▶ _To be done_: Lines holding the string "TypeScript" are the ones to copy from this listing.
-.-.-
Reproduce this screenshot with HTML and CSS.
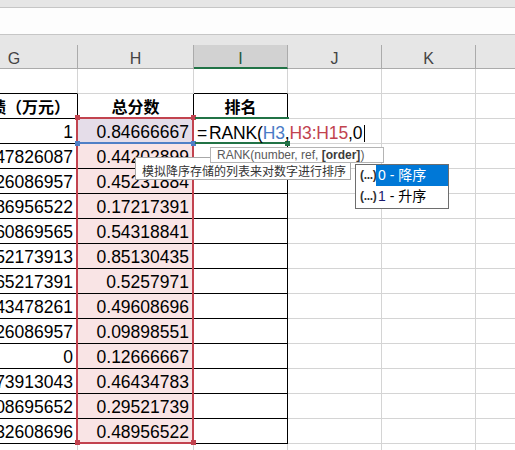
FILE: index.html
```html
<!DOCTYPE html>
<html>
<head>
<meta charset="utf-8">
<link rel="stylesheet" href="styles.css">
</head>
<body>
<div class="app">
  <div class="ribbon"></div>
  <div class="fbar"></div>
  <div class="gap"></div>
  <div class="grid">
    <div class="ch">G</div><div class="ch">H</div><div class="ch active">I</div><div class="ch">J</div><div class="ch">K</div><div class="ch"></div>

    <div class="c bb"></div><div class="c"></div><div class="c bb"></div><div class="c"></div><div class="c"></div><div class="c"></div>

    <div class="c t hd">总业绩（万元）</div><div class="c t hd">总分数</div><div class="c t hd">排名</div><div class="c"></div><div class="c"></div><div class="c"></div>

    <div class="c t num">1</div><div class="c t num sel1">0.84666667</div><div class="c t edit"></div><div class="c"></div><div class="c"></div><div class="c"></div>
    <div class="c t num">0.47826087</div><div class="c t num sel">0.44202899</div><div class="c t"></div><div class="c"></div><div class="c"></div><div class="c"></div>
    <div class="c t num">0.26086957</div><div class="c t num sel">0.45231884</div><div class="c t"></div><div class="c"></div><div class="c"></div><div class="c"></div>
    <div class="c t num">0.86956522</div><div class="c t num sel">0.17217391</div><div class="c t"></div><div class="c"></div><div class="c"></div><div class="c"></div>
    <div class="c t num">0.60869565</div><div class="c t num sel">0.54318841</div><div class="c t"></div><div class="c"></div><div class="c"></div><div class="c"></div>
    <div class="c t num">0.52173913</div><div class="c t num sel">0.85130435</div><div class="c t"></div><div class="c"></div><div class="c"></div><div class="c"></div>
    <div class="c t num">0.65217391</div><div class="c t num sel">0.5257971</div><div class="c t"></div><div class="c"></div><div class="c"></div><div class="c"></div>
    <div class="c t num">0.43478261</div><div class="c t num sel">0.49608696</div><div class="c t"></div><div class="c"></div><div class="c"></div><div class="c"></div>
    <div class="c t num">0.26086957</div><div class="c t num sel">0.09898551</div><div class="c t"></div><div class="c"></div><div class="c"></div><div class="c"></div>
    <div class="c t num">0</div><div class="c t num sel">0.12666667</div><div class="c t"></div><div class="c"></div><div class="c"></div><div class="c"></div>
    <div class="c t num">0.73913043</div><div class="c t num sel">0.46434783</div><div class="c t"></div><div class="c"></div><div class="c"></div><div class="c"></div>
    <div class="c t num">0.08695652</div><div class="c t num sel">0.29521739</div><div class="c t"></div><div class="c"></div><div class="c"></div><div class="c"></div>
    <div class="c t num">0.32608696</div><div class="c t num sel">0.48956522</div><div class="c t"></div><div class="c"></div><div class="c"></div><div class="c"></div>

    <div class="c"></div><div class="c"></div><div class="c"></div><div class="c"></div><div class="c"></div><div class="c"></div>
  </div>

  <div class="ref-blue"></div>
  <div class="range"></div>
  <div class="h h-red h1"></div>
  <div class="h h-red h2"></div>
  <div class="h h-blue h3"></div>
  <div class="h h-blue h4"></div>
  <div class="h h-red h5"></div>
  <div class="h h-red h6"></div>

  <div class="active-top"></div>
  <div class="active-bottom"></div>
  <div class="h fill-handle"></div>

  <div class="formula"><span class="eq">=</span>RANK(<span class="fb">H3</span>,<span class="fr">H3:H15</span>,0</div>
  <div class="cursor"></div>

  <div class="tip-desc">模拟降序存储的列表来对数字进行排序</div>
  <div class="tip-syntax">RANK(number, ref, <b>[order]</b>)</div>

  <div class="dropdown">
    <div class="item on"><span class="dots">(...)</span><span class="lbl">0 - 降序</span></div>
    <div class="item"><span class="dots">(...)</span><span class="lbl"><span class="one">1</span> - 升序</span></div>
  </div>
</div>
</body>
</html>
```

FILE: styles.css
```css
* { box-sizing: border-box; }
html, body { margin: 0; padding: 0; }
body {
  width: 515px;
  height: 450px;
  overflow: hidden;
  background: #fff;
  font-family: "Liberation Sans", "Noto Sans CJK SC", sans-serif;
  color: #000;
}
.app { position: relative; width: 515px; height: 450px; overflow: hidden; }
.ribbon { height: 8px; background: #e6e6e6; border-bottom: 1px solid #c6c6c6; }
.fbar { height: 27px; background: #fdfdfd; border-bottom: 1px solid #c6c6c6; }
.gap { height: 10px; background: #e6e6e6; }

.grid {
  display: grid;
  grid-template-columns: 127px 116px 94px 94px 94px 100px;
  grid-template-rows: 24px repeat(16, 25px);
  margin-left: -49px;
  width: 625px;
}
.ch {
  background: #e6e6e6;
  border-right: 1px solid #ababab;
  border-bottom: 1px solid #ababab;
  font-size: 16px;
  color: #444;
  text-align: center;
  padding-top: 5px;
  line-height: 18px;
}
.ch.active {
  background: #d2d2d2;
  border-bottom: 2px solid #217346;
  color: #215a3c;
}
.c {
  border-right: 1px solid #d4d4d4;
  border-bottom: 1px solid #d4d4d4;
  font-size: 17.5px;
  line-height: 24px;
  padding-top: 1px;
  white-space: nowrap;
  overflow: hidden;
}
.c.t { border-right-color: #000; border-bottom-color: #000; }
.c.bb { border-bottom-color: #000; }
.c.edit { border-right-color: #fff; }
.num { text-align: right; padding-right: 4px; }
.hd {
  font-family: "Noto Sans CJK SC", sans-serif;
  font-weight: bold;
  font-size: 16px;
  text-align: center;
  padding-top: 0;
}
.sel { background: #f9e4e5; }
.sel1 { background: #e5dde9; }

/* selection overlays */
.range {
  position: absolute;
  left: 76px; top: 117px;
  width: 118px; height: 327px;
  border: 2px solid #c2434f;
}
.ref-blue {
  position: absolute;
  left: 76px; top: 117px;
  width: 118px; height: 27px;
  border: 2px solid #4f7fc6;
}
.h { position: absolute; width: 5px; height: 5px; }
.h-red { background: #c2434f; }
.h-blue { background: #4f7fc6; }
.h1 { left: 75px; top: 115px; }
.h2 { left: 191px; top: 115px; }
.h3 { left: 75px; top: 141px; }
.h4 { left: 191px; top: 141px; }
.h5 { left: 75px; top: 440px; }
.h6 { left: 191px; top: 440px; }

.active-top, .active-bottom {
  position: absolute;
  left: 195px; width: 94px; height: 2px;
  background: #217346;
}
.active-top { top: 117px; }
.active-bottom { top: 142px; }
.fill-handle { left: 285px; top: 141px; background: #217346; }

.formula {
  position: absolute;
  left: 197px; top: 121px;
  height: 25px;
  font-size: 17.5px;
  line-height: 25px;
  white-space: nowrap;
  color: #000;
  letter-spacing: -0.15px;
}
.eq { margin-right: 2px; }
.fb { color: #4a7bc6; }
.fr { color: #c2434f; }
.cursor {
  position: absolute;
  left: 364px; top: 125px;
  width: 1px; height: 17px;
  background: #000;
}

.tip-syntax {
  position: absolute;
  left: 210px; top: 147px;
  width: 174px; height: 16px;
  border: 1px solid #b4b4b4;
  background: #fff;
  font-size: 12px;
  line-height: 14px;
  color: #5a5a5a;
  padding-left: 6px;
  white-space: nowrap;
}
.tip-syntax b { color: #3c3c3c; }
.tip-desc {
  position: absolute;
  left: 135px; top: 157px;
  width: 216px; height: 23px;
  border: 1px solid #a8a8a8;
  background: #fff;
  font-family: "Noto Sans CJK SC", sans-serif;
  font-size: 12px;
  line-height: 19px;
  padding-top: 3px;
  padding-left: 6px;
  color: #333;
  white-space: nowrap;
}

.dropdown {
  position: absolute;
  left: 355px; top: 164px;
  width: 94px; height: 45px;
  border: 1px solid #6e6e6e;
  background: #fff;
}
.item { display: flex; height: 21px; align-items: stretch; }
.dots {
  width: 20px;
  padding-left: 4px;
  font-size: 12px;
  font-weight: bold;
  color: #333;
  line-height: 21px;
  letter-spacing: -0.3px;
  white-space: nowrap;
}
.lbl {
  flex: 1;
  padding-left: 2px;
  font-size: 14px;
  line-height: 21px;
  color: #000;
  white-space: nowrap;
}
.item.on .lbl { background: #0078d7; color: #fff; }
.one { color: #1a1a6e; }
```
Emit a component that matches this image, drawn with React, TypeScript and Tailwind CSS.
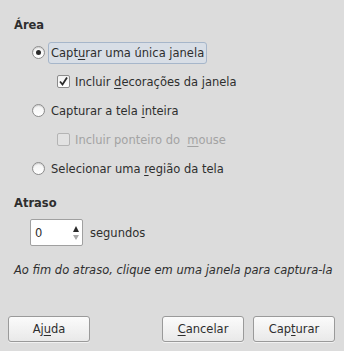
import React from 'react';

function Radio({ checked }: { checked?: boolean }) {
  return (
    <span className="w-[13px] h-[13px] rounded-full border border-[#8c8c8c] bg-gradient-to-b from-[#f2f2f2] to-white flex items-center justify-center shrink-0 shadow-[inset_0_1px_1px_rgba(0,0,0,0.15)]">
      {checked && <span className="w-[5px] h-[5px] rounded-full bg-[#2a2a2a]" />}
    </span>
  );
}

function Check({ checked, disabled }: { checked?: boolean; disabled?: boolean }) {
  return (
    <span
      className={
        disabled
          ? 'w-[13px] h-[13px] rounded-[2px] border border-[#b4b4b4] bg-[#e2e2e2] shrink-0'
          : 'w-[13px] h-[13px] rounded-[2px] border border-[#8c8c8c] bg-gradient-to-b from-[#f2f2f2] to-white flex items-center justify-center shrink-0'
      }
    >
      {checked && (
        <svg width="11" height="11" viewBox="0 0 11 11">
          <path d="M2 5.5 L4.5 8.5 L9 1.5" fill="none" stroke="#2a2a2a" strokeWidth="1.8" />
        </svg>
      )}
    </span>
  );
}

function Btn({ children }: { children: React.ReactNode }) {
  return (
    <button className="w-[82px] h-[26px] rounded-[3px] border border-[#9a9a9a] bg-gradient-to-b from-[#fbfbfb] to-[#e9e9e9] text-[#2e2e2e] flex items-center justify-center shadow-[0_1px_0_rgba(255,255,255,0.6)]">
      {children}
    </button>
  );
}

const U = ({ children }: { children: React.ReactNode }) => (
  <span className="underline underline-offset-2 decoration-1">{children}</span>
);

export default function App() {
  return (
    <div
      className="w-[344px] h-[351px] bg-[#dcdcdc] text-[#2e2e2e] text-[11.5px] leading-[14px] flex flex-col pt-[18px]"
      style={{ fontFamily: '"DejaVu Sans", sans-serif' }}
    >
      <div className="px-[14px] font-bold h-[14px]">Área</div>

      <div className="mt-[6px] flex flex-col">
        <div className="h-[29px] flex items-center pl-[32px]">
          <Radio checked />
          <span className="ml-[3px] h-[22px] px-[2px] flex items-center rounded-[3px] border border-[#a6b6ca] bg-[#d8dee6]">
            Capt<U>u</U>rar uma única janela
          </span>
        </div>
        <div className="h-[29px] flex items-center pl-[57px] gap-[5px]">
          <Check checked />
          <span>
            Incluir <U>d</U>ecorações da janela
          </span>
        </div>
        <div className="h-[29px] flex items-center pl-[32px] gap-[6px]">
          <Radio />
          <span>
            Capturar a tela <U>i</U>nteira
          </span>
        </div>
        <div className="h-[29px] flex items-center pl-[57px] gap-[5px] text-[#a3a3a3]">
          <Check disabled />
          <span className="whitespace-pre">
            Incluir ponteiro do  <U>m</U>ouse
          </span>
        </div>
        <div className="h-[29px] flex items-center pl-[32px] gap-[6px]">
          <Radio />
          <span>
            Selecionar uma <U>r</U>egião da tela
          </span>
        </div>
      </div>

      <div className="mt-[13px] px-[14px] font-bold h-[14px]">Atraso</div>

      <div className="mt-[9px] pl-[30px] flex items-center gap-[7px]">
        <div className="w-[53px] h-[27px] bg-white border border-[#a0a0a0] rounded-[2px] flex items-center justify-between pl-[4px] pr-[3px]">
          <span>0</span>
          <span className="flex flex-col items-center gap-[3px]">
            <svg width="6" height="6" viewBox="0 0 6 6">
              <path d="M3 0 L6 6 L0 6 Z" fill="#2a2a2a" />
            </svg>
            <svg width="6" height="5" viewBox="0 0 6 5">
              <path d="M0 0 L6 0 L3 5 Z" fill="#a8a8a8" />
            </svg>
          </span>
        </div>
        <span>segundos</span>
      </div>

      <div className="mt-[17px] px-[14px] italic h-[14px] whitespace-nowrap">
        Ao fim do atraso, clique em uma janela para captura-la
      </div>

      <div className="mt-[39px] px-[8px] flex items-center">
        <Btn>
          Aj<U>u</U>da
        </Btn>
        <div className="ml-auto flex gap-[9px] pr-[1px]">
          <Btn>
            <U>C</U>ancelar
          </Btn>
          <Btn>
            Cap<U>t</U>urar
          </Btn>
        </div>
      </div>
    </div>
  );
}
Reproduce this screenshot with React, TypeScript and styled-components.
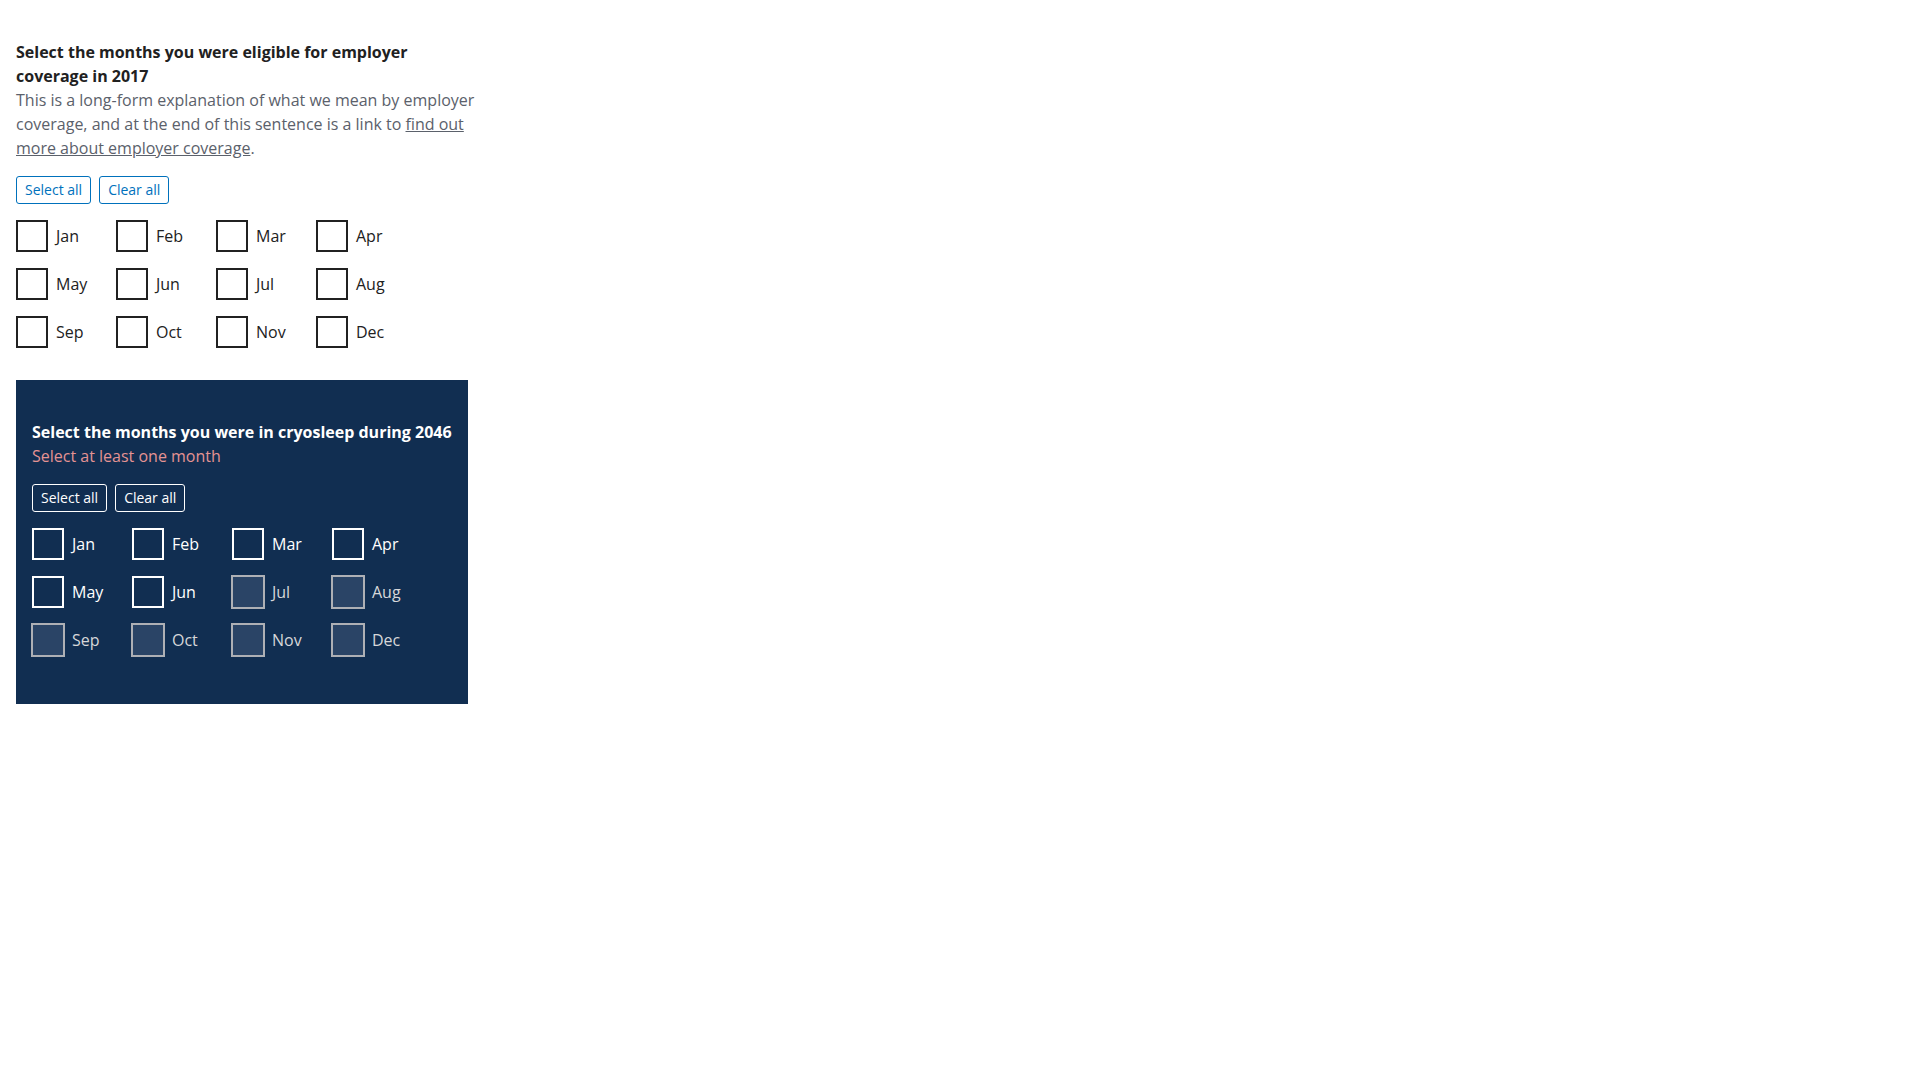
-.-.-
▶ _Correct result_:
Emit a component that matches this image, drawn with React, TypeScript and Tailwind CSS.
Reproduce this screenshot with React, TypeScript and styled-components.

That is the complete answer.